OBJECTIVE
Locate and copy all lines bearing the word "Convert".

-- BEGIN --

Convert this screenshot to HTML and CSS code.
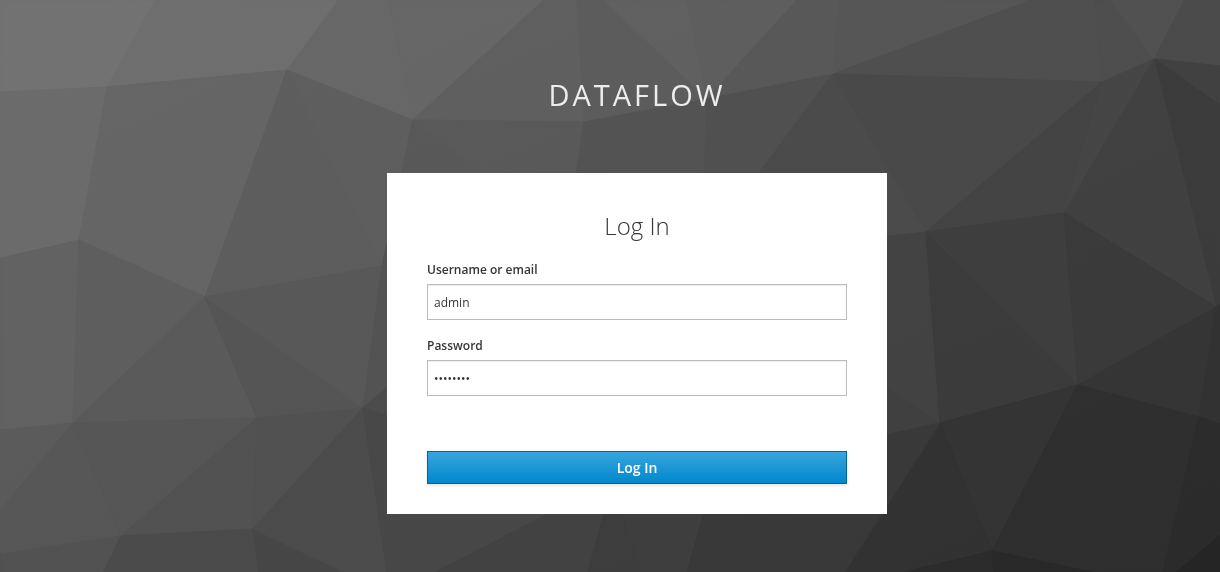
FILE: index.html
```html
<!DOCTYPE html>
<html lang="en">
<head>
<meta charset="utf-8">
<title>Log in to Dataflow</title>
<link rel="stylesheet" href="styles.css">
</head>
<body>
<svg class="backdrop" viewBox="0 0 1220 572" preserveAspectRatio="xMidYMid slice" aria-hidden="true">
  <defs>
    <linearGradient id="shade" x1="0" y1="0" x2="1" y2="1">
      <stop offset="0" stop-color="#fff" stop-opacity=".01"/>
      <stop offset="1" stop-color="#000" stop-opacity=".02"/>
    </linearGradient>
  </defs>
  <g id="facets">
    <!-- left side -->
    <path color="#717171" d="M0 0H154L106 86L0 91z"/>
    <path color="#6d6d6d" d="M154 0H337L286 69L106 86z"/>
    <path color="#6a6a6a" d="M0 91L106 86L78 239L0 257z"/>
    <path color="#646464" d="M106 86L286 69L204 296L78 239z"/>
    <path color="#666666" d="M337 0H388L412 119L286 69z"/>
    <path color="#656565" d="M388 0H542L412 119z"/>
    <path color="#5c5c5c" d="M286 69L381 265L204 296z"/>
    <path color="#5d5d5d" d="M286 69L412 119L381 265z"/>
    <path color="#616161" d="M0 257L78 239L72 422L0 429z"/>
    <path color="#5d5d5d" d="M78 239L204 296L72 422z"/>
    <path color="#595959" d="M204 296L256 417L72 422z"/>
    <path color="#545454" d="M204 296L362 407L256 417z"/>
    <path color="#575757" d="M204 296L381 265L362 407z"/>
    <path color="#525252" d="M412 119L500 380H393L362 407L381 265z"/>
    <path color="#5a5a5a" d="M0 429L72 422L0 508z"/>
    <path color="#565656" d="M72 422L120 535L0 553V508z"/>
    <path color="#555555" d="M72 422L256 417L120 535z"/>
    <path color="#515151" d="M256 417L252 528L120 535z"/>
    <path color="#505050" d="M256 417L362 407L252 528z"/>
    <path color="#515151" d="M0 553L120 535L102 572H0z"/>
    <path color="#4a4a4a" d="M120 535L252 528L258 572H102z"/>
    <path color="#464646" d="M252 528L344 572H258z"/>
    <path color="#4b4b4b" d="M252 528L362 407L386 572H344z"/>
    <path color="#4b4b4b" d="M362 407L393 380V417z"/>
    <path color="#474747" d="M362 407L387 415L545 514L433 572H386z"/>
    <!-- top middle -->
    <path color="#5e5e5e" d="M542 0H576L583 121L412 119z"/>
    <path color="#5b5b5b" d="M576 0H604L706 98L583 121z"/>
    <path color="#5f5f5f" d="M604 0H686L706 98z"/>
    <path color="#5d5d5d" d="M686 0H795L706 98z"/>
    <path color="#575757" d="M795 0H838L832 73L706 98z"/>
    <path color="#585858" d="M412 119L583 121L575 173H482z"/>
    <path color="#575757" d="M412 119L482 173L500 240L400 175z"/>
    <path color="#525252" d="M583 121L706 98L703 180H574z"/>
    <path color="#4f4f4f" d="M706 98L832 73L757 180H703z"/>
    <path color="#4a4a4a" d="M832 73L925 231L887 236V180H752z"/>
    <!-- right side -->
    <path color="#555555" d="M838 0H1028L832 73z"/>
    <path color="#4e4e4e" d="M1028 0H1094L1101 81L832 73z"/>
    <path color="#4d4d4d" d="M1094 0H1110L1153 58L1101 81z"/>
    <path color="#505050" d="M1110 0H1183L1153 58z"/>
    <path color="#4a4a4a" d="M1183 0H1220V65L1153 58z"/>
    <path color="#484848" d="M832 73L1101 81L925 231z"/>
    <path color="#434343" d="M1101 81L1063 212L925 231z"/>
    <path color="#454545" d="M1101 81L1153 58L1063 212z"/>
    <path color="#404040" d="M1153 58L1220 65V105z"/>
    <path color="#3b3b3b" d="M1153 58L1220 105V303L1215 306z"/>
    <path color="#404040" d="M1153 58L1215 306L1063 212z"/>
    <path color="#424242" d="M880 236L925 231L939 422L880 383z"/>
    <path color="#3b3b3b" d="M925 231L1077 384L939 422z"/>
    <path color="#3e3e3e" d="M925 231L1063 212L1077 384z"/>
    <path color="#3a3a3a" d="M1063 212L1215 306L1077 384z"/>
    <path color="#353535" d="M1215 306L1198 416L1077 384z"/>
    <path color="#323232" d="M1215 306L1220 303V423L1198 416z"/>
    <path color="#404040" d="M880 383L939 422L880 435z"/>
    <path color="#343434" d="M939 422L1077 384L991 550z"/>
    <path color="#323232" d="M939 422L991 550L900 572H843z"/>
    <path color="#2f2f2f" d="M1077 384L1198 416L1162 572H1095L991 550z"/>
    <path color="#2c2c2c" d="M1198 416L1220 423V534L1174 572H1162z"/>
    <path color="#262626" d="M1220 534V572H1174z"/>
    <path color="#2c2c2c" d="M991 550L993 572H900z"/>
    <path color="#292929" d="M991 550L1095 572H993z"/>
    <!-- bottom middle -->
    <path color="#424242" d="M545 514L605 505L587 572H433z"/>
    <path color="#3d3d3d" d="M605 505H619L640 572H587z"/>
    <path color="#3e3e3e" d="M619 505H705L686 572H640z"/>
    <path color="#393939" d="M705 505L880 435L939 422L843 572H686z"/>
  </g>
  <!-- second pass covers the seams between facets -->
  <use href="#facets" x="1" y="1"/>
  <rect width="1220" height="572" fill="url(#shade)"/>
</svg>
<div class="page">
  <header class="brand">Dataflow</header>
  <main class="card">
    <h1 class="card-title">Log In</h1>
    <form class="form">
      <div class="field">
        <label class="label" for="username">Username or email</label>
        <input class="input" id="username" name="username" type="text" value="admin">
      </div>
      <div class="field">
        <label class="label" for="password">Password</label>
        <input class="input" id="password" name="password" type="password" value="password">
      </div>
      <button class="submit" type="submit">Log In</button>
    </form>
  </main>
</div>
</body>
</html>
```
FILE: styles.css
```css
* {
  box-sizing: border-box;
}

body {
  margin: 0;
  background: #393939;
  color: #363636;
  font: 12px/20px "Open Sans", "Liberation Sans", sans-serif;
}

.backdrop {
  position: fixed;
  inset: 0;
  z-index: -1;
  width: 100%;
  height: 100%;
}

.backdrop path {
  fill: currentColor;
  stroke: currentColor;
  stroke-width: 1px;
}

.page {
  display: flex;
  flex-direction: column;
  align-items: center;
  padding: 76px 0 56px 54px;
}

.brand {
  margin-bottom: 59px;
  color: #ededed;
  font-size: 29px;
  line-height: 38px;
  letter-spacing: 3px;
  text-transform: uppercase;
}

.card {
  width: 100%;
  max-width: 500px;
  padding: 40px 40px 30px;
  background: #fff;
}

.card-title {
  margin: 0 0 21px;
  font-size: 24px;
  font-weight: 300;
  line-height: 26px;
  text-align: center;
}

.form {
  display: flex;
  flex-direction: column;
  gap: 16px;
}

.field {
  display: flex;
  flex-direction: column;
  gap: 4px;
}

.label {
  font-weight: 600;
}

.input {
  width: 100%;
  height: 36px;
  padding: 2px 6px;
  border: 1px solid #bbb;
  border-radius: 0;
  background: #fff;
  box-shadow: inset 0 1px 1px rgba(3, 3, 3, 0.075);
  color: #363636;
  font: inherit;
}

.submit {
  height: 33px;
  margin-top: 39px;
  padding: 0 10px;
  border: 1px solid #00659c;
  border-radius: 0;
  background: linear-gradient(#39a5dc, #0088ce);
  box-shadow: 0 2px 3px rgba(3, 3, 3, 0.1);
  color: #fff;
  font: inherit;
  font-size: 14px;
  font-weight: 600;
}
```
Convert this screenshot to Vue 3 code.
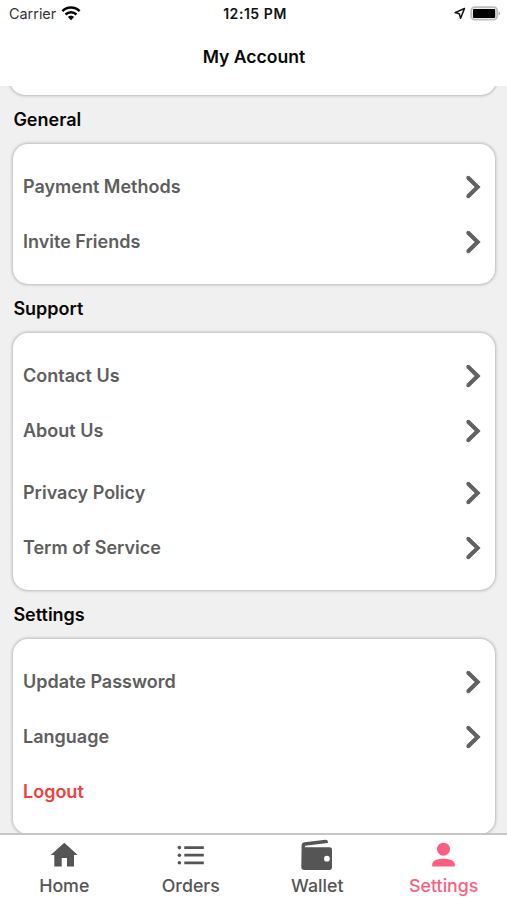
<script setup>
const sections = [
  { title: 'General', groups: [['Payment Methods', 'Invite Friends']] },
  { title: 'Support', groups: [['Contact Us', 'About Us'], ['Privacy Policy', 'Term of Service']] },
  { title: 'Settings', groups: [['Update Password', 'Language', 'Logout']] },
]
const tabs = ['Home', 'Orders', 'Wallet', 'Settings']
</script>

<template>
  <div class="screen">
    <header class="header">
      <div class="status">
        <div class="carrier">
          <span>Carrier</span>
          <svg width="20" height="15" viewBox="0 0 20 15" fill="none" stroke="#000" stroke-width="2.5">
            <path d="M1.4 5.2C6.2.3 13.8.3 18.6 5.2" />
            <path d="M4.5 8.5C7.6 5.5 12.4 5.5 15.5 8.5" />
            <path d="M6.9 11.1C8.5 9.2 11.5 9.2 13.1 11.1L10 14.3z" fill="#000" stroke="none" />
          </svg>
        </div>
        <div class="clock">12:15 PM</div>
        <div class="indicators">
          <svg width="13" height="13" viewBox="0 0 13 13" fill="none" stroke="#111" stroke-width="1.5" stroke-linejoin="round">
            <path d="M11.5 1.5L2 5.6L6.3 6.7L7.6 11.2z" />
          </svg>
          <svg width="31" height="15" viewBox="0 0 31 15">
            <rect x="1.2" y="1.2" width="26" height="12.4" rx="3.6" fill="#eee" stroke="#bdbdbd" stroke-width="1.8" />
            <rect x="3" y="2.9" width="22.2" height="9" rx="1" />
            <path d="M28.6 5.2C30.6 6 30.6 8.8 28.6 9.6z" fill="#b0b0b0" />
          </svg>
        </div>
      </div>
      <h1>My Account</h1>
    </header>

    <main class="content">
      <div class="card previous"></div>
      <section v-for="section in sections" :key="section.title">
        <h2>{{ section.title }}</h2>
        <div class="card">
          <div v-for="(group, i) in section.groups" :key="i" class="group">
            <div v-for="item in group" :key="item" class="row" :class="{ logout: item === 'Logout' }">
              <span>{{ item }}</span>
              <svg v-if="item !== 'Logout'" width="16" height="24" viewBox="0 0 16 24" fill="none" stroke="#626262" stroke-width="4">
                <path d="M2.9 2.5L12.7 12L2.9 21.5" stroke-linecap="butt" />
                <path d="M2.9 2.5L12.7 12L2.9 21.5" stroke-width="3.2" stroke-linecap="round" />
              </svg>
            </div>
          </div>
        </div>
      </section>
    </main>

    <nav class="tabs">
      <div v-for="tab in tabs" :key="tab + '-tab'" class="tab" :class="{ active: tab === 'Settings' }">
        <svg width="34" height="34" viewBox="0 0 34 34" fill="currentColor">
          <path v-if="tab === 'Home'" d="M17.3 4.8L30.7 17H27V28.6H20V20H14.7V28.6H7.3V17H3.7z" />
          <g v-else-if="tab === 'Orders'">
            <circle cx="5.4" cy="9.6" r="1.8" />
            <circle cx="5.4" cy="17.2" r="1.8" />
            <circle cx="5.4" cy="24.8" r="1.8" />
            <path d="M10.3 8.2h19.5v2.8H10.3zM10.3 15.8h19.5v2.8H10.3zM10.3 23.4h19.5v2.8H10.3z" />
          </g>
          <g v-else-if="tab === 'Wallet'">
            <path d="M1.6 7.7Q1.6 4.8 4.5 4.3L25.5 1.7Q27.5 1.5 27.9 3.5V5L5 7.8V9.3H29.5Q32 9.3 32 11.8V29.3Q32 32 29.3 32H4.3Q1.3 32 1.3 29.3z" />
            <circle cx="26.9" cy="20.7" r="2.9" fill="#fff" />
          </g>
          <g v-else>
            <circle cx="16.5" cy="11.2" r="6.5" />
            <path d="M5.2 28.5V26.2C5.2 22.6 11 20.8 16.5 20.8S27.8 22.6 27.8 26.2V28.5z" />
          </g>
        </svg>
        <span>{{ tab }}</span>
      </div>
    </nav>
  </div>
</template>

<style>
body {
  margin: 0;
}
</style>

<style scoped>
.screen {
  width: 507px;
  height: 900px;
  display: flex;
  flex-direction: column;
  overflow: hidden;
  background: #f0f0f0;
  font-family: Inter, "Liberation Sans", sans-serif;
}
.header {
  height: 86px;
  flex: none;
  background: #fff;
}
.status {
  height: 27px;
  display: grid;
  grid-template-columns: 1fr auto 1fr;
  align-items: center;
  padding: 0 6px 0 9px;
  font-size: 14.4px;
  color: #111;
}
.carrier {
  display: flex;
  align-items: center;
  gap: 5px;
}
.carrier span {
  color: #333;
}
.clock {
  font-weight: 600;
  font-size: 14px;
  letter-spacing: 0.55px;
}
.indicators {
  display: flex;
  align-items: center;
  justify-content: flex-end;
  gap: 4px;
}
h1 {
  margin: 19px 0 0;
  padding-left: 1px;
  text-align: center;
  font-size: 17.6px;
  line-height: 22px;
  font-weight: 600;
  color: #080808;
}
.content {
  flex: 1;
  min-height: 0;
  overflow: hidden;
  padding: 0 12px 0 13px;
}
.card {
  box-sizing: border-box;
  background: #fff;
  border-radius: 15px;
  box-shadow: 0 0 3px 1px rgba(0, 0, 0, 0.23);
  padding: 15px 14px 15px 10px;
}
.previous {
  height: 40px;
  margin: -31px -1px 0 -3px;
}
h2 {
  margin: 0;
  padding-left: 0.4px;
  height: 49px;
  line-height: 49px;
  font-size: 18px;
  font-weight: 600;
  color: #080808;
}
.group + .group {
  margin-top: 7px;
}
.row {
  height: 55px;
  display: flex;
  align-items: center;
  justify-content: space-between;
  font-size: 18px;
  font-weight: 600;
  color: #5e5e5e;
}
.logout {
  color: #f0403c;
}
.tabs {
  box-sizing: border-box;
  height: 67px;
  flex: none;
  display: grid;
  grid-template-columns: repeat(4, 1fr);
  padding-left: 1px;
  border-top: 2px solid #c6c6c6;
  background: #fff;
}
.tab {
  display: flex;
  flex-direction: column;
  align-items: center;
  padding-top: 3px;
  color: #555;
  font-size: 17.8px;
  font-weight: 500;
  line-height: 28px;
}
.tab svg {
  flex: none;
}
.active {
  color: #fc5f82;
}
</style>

-- END --

ANSWER FOR THIS EXERCISE
Convert this screenshot to HTML and CSS code.
Convert this screenshot to Vue 3 code.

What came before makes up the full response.